Reading music – through the strings?

Posted In: Amateur Harpists

  • Participant
    michael-rockowitz on #162062

    Hi to all,

    Maybe everyone is doing this.

    Member
    tony-morosco on #162063

    Well, if it works for you then it works for you. Far be it from me to tell you not to.

    I will say that I have never seen a trained harpist do it, and I can’t really imagine trying to do it that way. I find it not difficult at all to read and play with the music on the left, and if you position your music stand in the right spot and have proper positioning at the harp you don’t need to do any real dramatic twisting of the neck to look back and forth. Besides, eventually with enough practice you don’t need to look at the strings nearly as often as when you are just starting out.

    Turning the pages is one of the reasons the stand is on the left. Also for many people looking through vibrating strings to try to read the notes is distracting to say the least.

    If you are playing for your own enjoyment then do what ever works for you. I think you should be aware of when you are departing from the tried and true methods, but that doesn’t mean you shouldn’t depart. Just understand that you are.
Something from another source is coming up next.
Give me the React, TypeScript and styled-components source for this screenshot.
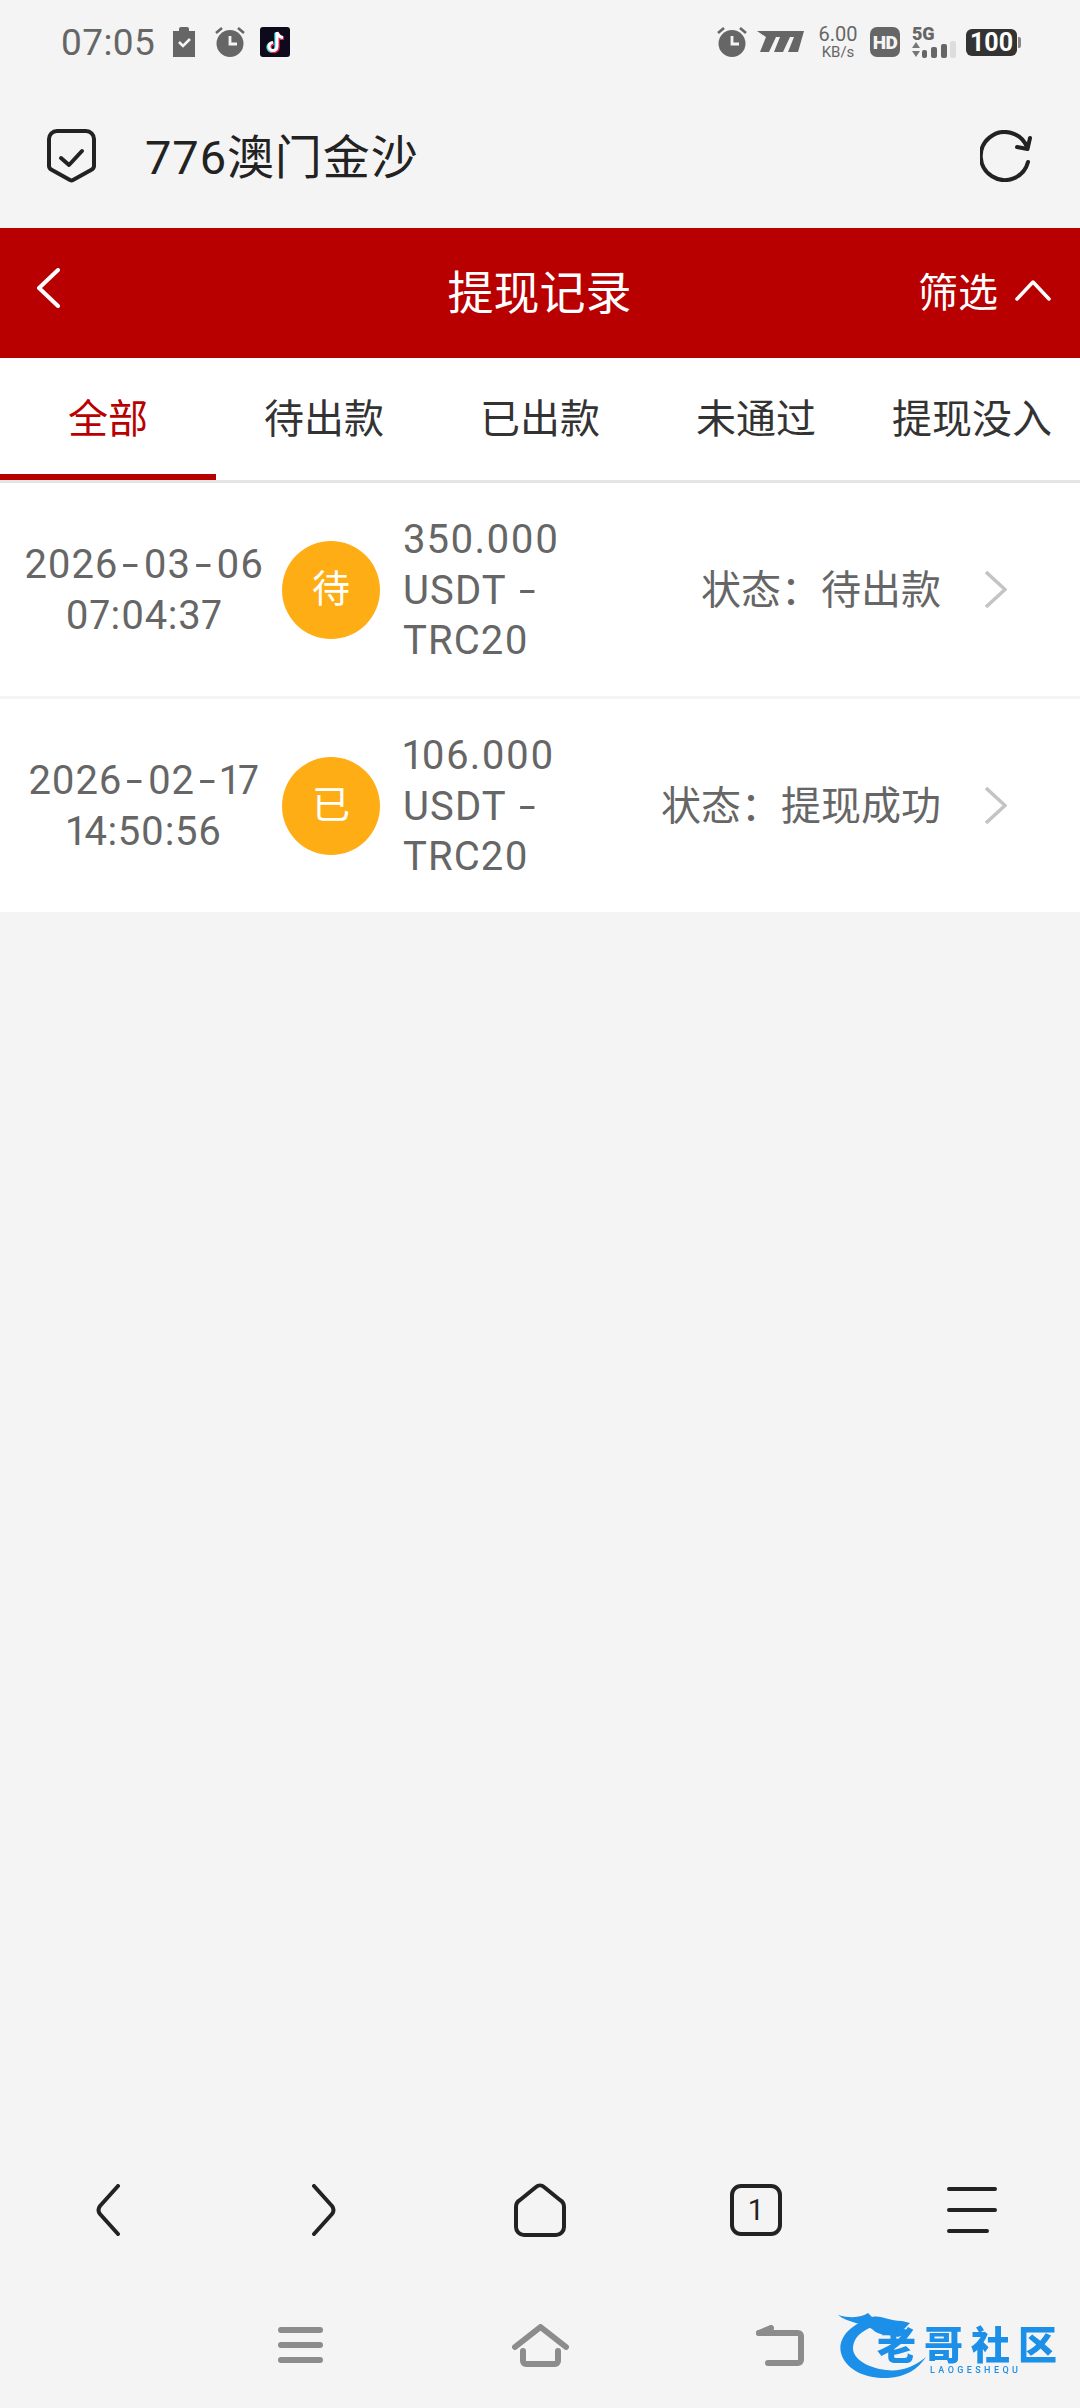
import styled, { createGlobalStyle } from "styled-components";

const GlobalStyle = createGlobalStyle`
  html, body {
    margin: 0;
    padding: 0;
    background: #f4f4f4;
  }
  * {
    box-sizing: border-box;
  }
`;

const FONT = `Roboto, "Noto Sans CJK SC", sans-serif`;
const RED = "#b90000";

const records = [
  { date: "2026-03-06", time: "07:04:37", mark: "待", amount: "350.000", status: "待出款" },
  { date: "2026-02-17", time: "14:50:56", mark: "已", amount: "106.000", status: "提现成功" },
];

const tabs = ["全部", "待出款", "已出款", "未通过", "提现没入"];

const Page = styled.div`
  position: relative;
  width: 1080px;
  height: 2408px;
  display: flex;
  flex-direction: column;
  background: #f4f4f4;
  font-family: ${FONT};
  overflow: hidden;
`;

const StatusBar = styled.div`
  height: 84px;
  padding: 0 59px 0 61px;
  display: flex;
  justify-content: space-between;
  align-items: center;
  color: #666;
`;

const StatusGroup = styled.div`
  display: flex;
  align-items: center;
`;

const Clock = styled.span`
  font-size: 37px;
  width: 112px;
  letter-spacing: 0.4px;
`;

const Speed = styled.div`
  width: 38px;
  margin: 0 13px 0 15px;
  display: flex;
  flex-direction: column;
  align-items: center;
  line-height: 1;
  font-size: 20px;
  color: #666;

  small {
    font-size: 15px;
    margin-top: 1px;
  }
`;

const HdBadge = styled.div`
  width: 30px;
  height: 30px;
  margin-right: 12px;
  border-radius: 7px;
  background: #666;
  color: #f4f4f4;
  font-size: 19px;
  font-weight: 900;
  letter-spacing: -0.5px;
  display: flex;
  align-items: center;
  justify-content: center;
`;

const Network = styled.div`
  width: 44px;
  display: flex;
  flex-direction: column;
  font-size: 18px;
  line-height: 14px;
  font-weight: 900;
  letter-spacing: -0.3px;
  color: #666;
`;

const Battery = styled.div`
  width: 51px;
  height: 27px;
  margin: 0 4px 0 10px;
  border-radius: 6px;
  background: #333;
  color: #fff;
  font-size: 25px;
  font-weight: 700;
  display: flex;
  align-items: center;
  justify-content: center;
  position: relative;

  &::after {
    content: "";
    position: absolute;
    right: -4px;
    top: 8px;
    width: 3px;
    height: 11px;
    background: #888;
    border-radius: 0 2px 2px 0;
  }
`;

const AddressBar = styled.div`
  height: 144px;
  padding: 0 48px 0 47px;
  display: flex;
  align-items: center;
  color: #222;
`;

const SiteName = styled.div`
  flex: 1;
  margin: 2px 0 0 49px;
  font-size: 47px;
  line-height: 1;
  letter-spacing: 0.9px;
`;

const Header = styled.div`
  height: 130px;
  padding: 0 29px 0 28px;
  display: grid;
  grid-template-columns: 1fr auto 1fr;
  align-items: center;
  background: ${RED};
  color: #fff;
`;

const Title = styled.div`
  font-size: 46px;
  margin-bottom: 8px;
`;

const BackButton = styled.div`
  display: flex;
  align-items: center;
  margin: 0 0 10px 8px;
`;

const FilterButton = styled.div`
  display: flex;
  justify-content: flex-end;
  align-items: center;
  gap: 17px;
  font-size: 40px;
  margin-bottom: 6px;
`;

const TabRow = styled.div`
  display: grid;
  grid-template-columns: repeat(5, 216px);
  background: #fff;
  border-bottom: 3px solid #e5e5e5;
`;

const Tab = styled.div<{ $active?: boolean }>`
  height: 122px;
  display: flex;
  align-items: center;
  justify-content: center;
  font-size: 40px;
  color: ${(p) => (p.$active ? RED : "#333")};
  border-bottom: 6px solid ${(p) => (p.$active ? RED : "transparent")};
`;

const Row = styled.div`
  height: 213px;
  padding-right: 73px;
  display: flex;
  align-items: center;
  background: #fff;
  color: #666;
  font-size: 40px;
  line-height: 50.7px;
  font-variant-numeric: proportional-nums;

  & + & {
    margin-top: 3px;
  }
`;

const DateCol = styled.div`
  width: 276px;
  padding: 2px 0 0 12px;
  text-align: center;
  letter-spacing: 0.6px;
  white-space: nowrap;
`;

// the hyphens in the reference run much wider than Roboto's
const Dash = styled.span`
  display: inline-block;
  margin: 0 7px;
  transform: scaleX(1.5);
`;

const CoinDash = styled(Dash)`
  margin: 0 0 0 5px;
`;

const Mark = styled.div`
  width: 98px;
  height: 98px;
  margin: 0 23px 0 6px;
  flex: none;
  border-radius: 50%;
  background: #ffad14;
  color: #fff;
  font-size: 38px;
  display: flex;
  align-items: center;
  justify-content: center;
`;

const AmountCol = styled.div`
  width: 172px;
  padding-top: 3px;
  letter-spacing: 1.1px;
`;

const StatusText = styled.div`
  flex: 1;
  padding-top: 3px;
  margin-right: 44px;
  text-align: right;
`;

const Spacer = styled.div`
  flex: 1;
`;

const BrowserNav = styled.div`
  height: 96px;
  margin-bottom: 55px;
  display: grid;
  grid-template-columns: repeat(5, 216px);
  align-items: center;
  justify-items: center;
  color: #222;
`;

const TabCount = styled.div`
  width: 52px;
  height: 52px;
  border: 4px solid #222;
  border-radius: 11px;
  font-size: 29px;
  color: #222;
  display: flex;
  align-items: center;
  justify-content: center;
`;

const SystemNav = styled.div`
  height: 64px;
  margin-bottom: 31px;
  padding: 0 180px;
  display: grid;
  grid-template-columns: repeat(3, 240px);
  align-items: center;
  justify-items: center;
  color: #8c8c8c;
`;

const Watermark = styled.div`
  position: absolute;
  left: 838px;
  top: 2307px;
  width: 222px;
  height: 71px;
  color: #1c8fe8;
  filter: blur(0.4px);

  svg {
    position: absolute;
    left: 0;
    top: 0;
  }
`;

const WatermarkName = styled.div`
  position: absolute;
  left: 39px;
  top: 21px;
  font-size: 39px;
  line-height: 37px;
  font-weight: 900;
  letter-spacing: 8px;
  white-space: nowrap;
`;

const WatermarkSub = styled.div`
  position: absolute;
  left: 92px;
  top: 58px;
  font-size: 9px;
  line-height: 10px;
  letter-spacing: 3.4px;
  font-weight: 500;
  white-space: nowrap;
`;

const ClipboardIcon = () => (
  <svg width="22" height="30" viewBox="0 0 22 30" style={{ marginRight: 20 }}>
    <path d="M0 4h6V2a2 2 0 0 1 2-2h6a2 2 0 0 1 2 2v2h6v26H0z" fill="#666" />
    <path d="M6 15l4 4 7-7" fill="none" stroke="#f4f4f4" strokeWidth="2.6" />
  </svg>
);

const AlarmIcon = () => (
  <svg width="30" height="30" viewBox="0 0 30 30">
    <circle cx="15" cy="16.500" r="13.500" fill="#666" />
    <path d="M1 6l6-5M29 6l-6-5" stroke="#666" strokeWidth="2.600" />
    <path d="M15 9v8h7" fill="none" stroke="#f4f4f4" strokeWidth="2.800" />
  </svg>
);

const TiktokIcon = () => (
  <svg width="30" height="30" viewBox="0 0 30 30" style={{ marginLeft: 15 }}>
    <rect width="30" height="30" rx="3" fill="#0e0a1c" />
    <path d="M17 5v14.500a4 4 0 1 1-4-4M17 5c.5 3 3 5 6 5.500" fill="none" stroke="#2be0e4" strokeWidth="3.400" transform="translate(-1 .8)" />
    <path d="M17 5v14.500a4 4 0 1 1-4-4M17 5c.5 3 3 5 6 5.500" fill="none" stroke="#f0244f" strokeWidth="3.400" transform="translate(1 1)" />
    <path d="M17 5v14.500a4 4 0 1 1-4-4M17 5c.5 3 3 5 6 5.500" fill="none" stroke="#fff" strokeWidth="3" />
  </svg>
);

const CarrierIcon = () => (
  <svg width="47" height="22" viewBox="0 0 47 22" style={{ marginLeft: 10 }}>
    <path d="M0 0h47l-6 21H31l6-15h-4l-7 15h-9l6-15h-4l-7 15H3l6-15z" fill="#666" />
  </svg>
);

const SignalIcon = () => (
  <svg width="44" height="17" viewBox="0 0 44 17">
    <path d="M4 1l4 6H0zM0 10h8l-4 6z" fill="#777" />
    <rect x="10" y="9" width="5" height="8" rx="2" fill="#666" />
    <rect x="19" y="6" width="6" height="11" rx="2" fill="#666" />
    <rect x="29" y="3" width="6" height="14" rx="2" fill="#666" />
    <rect x="38" y="0" width="6" height="17" rx="2" fill="#ddd" />
  </svg>
);

const ShieldIcon = () => (
  <svg width="49" height="54" viewBox="0 0 49 54" fill="none" stroke="#222" strokeWidth="4" strokeLinejoin="round" strokeLinecap="round">
    <path d="M10 2h29a8 8 0 0 1 8 8v27c0 2-1 3-3 4L26 51a3 3 0 0 1-3 0L5 41c-2-1-3-2-3-4V10a8 8 0 0 1 8-8z" />
    <path d="M14 29l8 7 13-14" />
  </svg>
);

const RefreshIcon = () => (
  <svg width="52" height="52" viewBox="0 0 52 52" fill="none" stroke="#222" strokeWidth="4" strokeLinecap="round" strokeLinejoin="round">
    <path d="M48 32A24 24 0 1 1 47 17" />
    <path d="M50 8l-2.500 11L37 17" />
  </svg>
);

const BackIcon = () => (
  <svg width="24" height="40" viewBox="0 0 24 40" fill="none" stroke="#fff" strokeWidth="4" strokeLinecap="round" strokeLinejoin="round">
    <path d="M22 2L3 20l19 18" />
  </svg>
);

const UpIcon = () => (
  <svg width="36" height="21" viewBox="0 0 36 21" fill="none" stroke="#fff" strokeWidth="3.500" strokeLinecap="round" strokeLinejoin="round">
    <path d="M2 19L18 2l16 17" />
  </svg>
);

const RowArrow = () => (
  <svg width="22" height="37" viewBox="0 0 22 37" fill="none" stroke="#c4c4c4" strokeWidth="3.500">
    <path d="M1 1l19 17.500L1 36" />
  </svg>
);

const NavPrev = () => (
  <svg width="24" height="52" viewBox="0 0 24 52" fill="none" stroke="#222" strokeWidth="4" strokeLinecap="round" strokeLinejoin="round">
    <path d="M22 2L4 22q-3 4 0 8l18 20" />
  </svg>
);

const NavNext = () => (
  <svg width="24" height="52" viewBox="0 0 24 52" fill="none" stroke="#222" strokeWidth="4" strokeLinecap="round" strokeLinejoin="round">
    <path d="M2 2l18 20q3 4 0 8L2 50" />
  </svg>
);

const NavHome = () => (
  <svg width="52" height="54" viewBox="0 0 52 54" fill="none" stroke="#222" strokeWidth="4" strokeLinejoin="round">
    <path d="M22 4a6 6 0 0 1 8 0l16 13a8 8 0 0 1 4 7v20a8 8 0 0 1-8 8H10a8 8 0 0 1-8-8V24a8 8 0 0 1 4-7z" />
  </svg>
);

const NavMenu = () => (
  <svg width="50" height="46" viewBox="0 0 50 46" fill="none" stroke="#222" strokeWidth="4" strokeLinecap="round">
    <path d="M2 2h46M2 23h46M2 44h38" />
  </svg>
);

const SysMenu = () => (
  <svg width="45" height="36" viewBox="0 0 45 36" fill="none" stroke="#8c8c8c" strokeWidth="6" strokeLinecap="round">
    <path d="M3 3h39M3 18h39M3 33h39" />
  </svg>
);

const SysHome = () => (
  <svg width="57" height="43" viewBox="0 0 57 43" fill="none" stroke="#8c8c8c" strokeWidth="6" strokeLinecap="round" strokeLinejoin="round">
    <path d="M3 23L28.500 3 54 23" />
    <path d="M11 27v10a3 3 0 0 0 3 3h29a3 3 0 0 0 3-3V27" />
  </svg>
);

const SysBack = () => (
  <svg width="48" height="41" viewBox="0 0 48 41" fill="none" stroke="#8c8c8c" strokeWidth="6" strokeLinecap="round" strokeLinejoin="round">
    <path d="M3 8h39a3 3 0 0 1 3 3v24a3 3 0 0 1-3 3H12" />
    <path d="M3 8l12-5" />
  </svg>
);

const DragonLogo = () => (
  <svg width="222" height="71" viewBox="0 0 222 71" fill="#1c8fe8">
    <path d="M30 12C8 20 0 34 3 46c5 18 27 26 47 25 18-1 30-9 38-21-12 10-26 15-40 13-18-2-34-11-33-23 1-10 9-16 19-20z" />
    <path d="M0 8c14 4 24 2 30-2l4 4c10-2 16 4 30 4l8 2-6 6 8 2-14 6c-12-4-18 0-26-8C24 16 10 16 0 8z" />
  </svg>
);

const splitDate = (date: string) =>
  date.split("-").map((part, i) => (
    <span key={part + i}>
      {i > 0 && <Dash>-</Dash>}
      {part}
    </span>
  ));

export default function App() {
  return (
    <Page>
      <GlobalStyle />
      <StatusBar>
        <StatusGroup>
          <Clock>07:05</Clock>
          <ClipboardIcon />
          <AlarmIcon />
          <TiktokIcon />
        </StatusGroup>
        <StatusGroup>
          <AlarmIcon />
          <CarrierIcon />
          <Speed>
            6.00
            <small>KB/s</small>
          </Speed>
          <HdBadge>HD</HdBadge>
          <Network>
            5G
            <SignalIcon />
          </Network>
          <Battery>100</Battery>
        </StatusGroup>
      </StatusBar>

      <AddressBar>
        <ShieldIcon />
        <SiteName>776澳门金沙</SiteName>
        <RefreshIcon />
      </AddressBar>

      <Header>
        <BackButton>
          <BackIcon />
        </BackButton>
        <Title>提现记录</Title>
        <FilterButton>
          筛选
          <UpIcon />
        </FilterButton>
      </Header>

      <TabRow>
        {tabs.map((t, i) => (
          <Tab key={t} $active={i === 0}>
            {t}
          </Tab>
        ))}
      </TabRow>

      {records.map((r) => (
        <Row key={r.date}>
          <DateCol>
            {splitDate(r.date)}
            <br />
            {r.time}
          </DateCol>
          <Mark>{r.mark}</Mark>
          <AmountCol>
            {r.amount} USDT <CoinDash>-</CoinDash> TRC20
          </AmountCol>
          <StatusText>状态：{r.status}</StatusText>
          <RowArrow />
        </Row>
      ))}

      <Spacer />

      <BrowserNav>
        <NavPrev />
        <NavNext />
        <NavHome />
        <TabCount>1</TabCount>
        <NavMenu />
      </BrowserNav>

      <SystemNav>
        <SysMenu />
        <SysHome />
        <SysBack />
      </SystemNav>

      <Watermark>
        <DragonLogo />
        <WatermarkName>老哥社区</WatermarkName>
        <WatermarkSub>LAOGESHEQU</WatermarkSub>
      </Watermark>
    </Page>
  );
}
    Also remember that if you ever decide to take lessons in the future your teacher most likely will insist that

    Participant
    Audrey Nickel on #162064

    I would say that, if you’re having to twist your head back and forth to see your strings and your music, you don’t have your harp properly positioned.

    Participant
    Liam M on #162065

    LOLOL!!!

    Participant
    alexander-rider on #162066

    I heard from friends that the great Welsh harpist, Osian Ellis, used to read through the strings, when sightreading in the Orchestra (he was principal harpist with the London Symphony Orchestra). I don’t know if it’s an apocryphal story though! Good Luck Michael! 😉

    Participant
    michael-rockowitz on #162067

    Tony, Audrey, Liam and Alexander,

    Thank you for your responses.

    Participant
    barbara-brundage on #162068

    The device you are talking about already exists, but I don’t think it’s very popular. Most musicians find it just plain cumbersome.

    Participant
    Tacye on #162069

    I have not needed to read through the strings for some time, but it can be useful when for one reason or another two harpists need to share a part and photocopying is not practical.

    Participant
    Liam M on #162070

    Mike,
    There are a couple of online music readers, Solero is one that comes to mind, that do advance the music for you.

    Participant
    michael-rockowitz on #162071

    Barbara,

    I’m not in the least surprised that this exists.

    Participant
    barbara-brundage on #162072

    There are a couple of different ones. This is typical:

    http://www.ministryoftech.com/2006/11/05/12-lcd-electronic-sheet-music-stand/

    For me and for the other musicians I work with the added weight and the worry of potentially damaging an expensive piece of electronics, plus the hassle of getting music into the darn thing all the time far outweigh the minor difficulties of regular sheet music, especially when you consider that for most instruments an entire evening’s worth of music makes a pretty slim folder, when you only have a single line.

    Participant
    barbara-brundage on #162073

    There are also a couple that are just readers that you sit on a stand, but given how often things fall off/fall onto stands, I’d be terrified that it would get smashed in short order.

    Member
    jennifer-buehler on #162074

    I know that Skye Hurlburt, who posts frequently on Harplist, uses one of these.

    Participant
    carl-swanson on #162075

    Michael- I’m surprised you don’t get splitting headaches constantly refocusing your eyes. That would drive me nuts.

    Participant
    michael-rockowitz on #162076

    Barbara, Jennifer,

    Now that I’ve seen the device you were referring to – I agree – $1500 is too much for a dedicated unit of this type, that could easily be dropped or damaged, and achieve basically the status of an expensive paperweight (except for being less useful).